Once on top of the ridge, one can see the advantage of this approach. This puts climbers more than .25 miles closer to the summit than from the saddle, and the route is marked with cairns from that point to the summit. The route from the notch is Class 3/4 climbing on solid rock on the western face of the ridge. Snowmass Mountain's summit is small, exciting, and very breezy. The view to the northwest to Capitol Peak was spectacular, in the truest sense of the word. Very cold wind greeted us on the summit. The clouds forming on the eastern side of the ridge, covering the east bowl seemed like a death shroud over the body of the climber.
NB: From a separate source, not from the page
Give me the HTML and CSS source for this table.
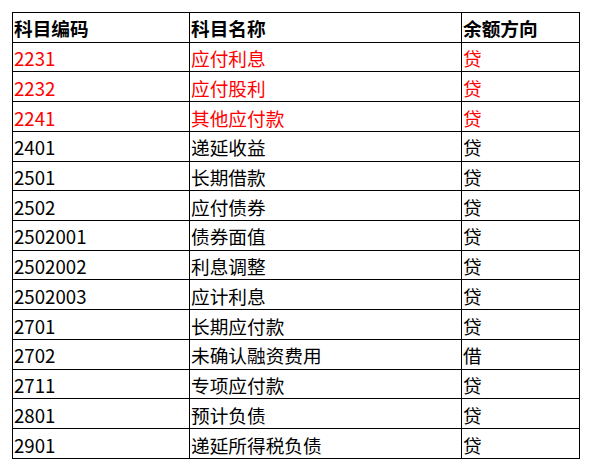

It was a surreal experience.

We spent less than 10 minutes on the summit, took some photos, and then began our descent using the same route that we ascended with. We ate lunch on some large exfoliation domes on the gentle portion of the bowl below Snowmass Mountain, and then returned to the campsite at the lake. After decamping, we began our hike out at 1500. We arrived at the trailhead at 1800.

Conditions: Weather windy, clear, and cold in the morning; intermittent rain in the afternoon for the hike out from Snowmass Lake. Heavy rain for the last two miles to the trailhead.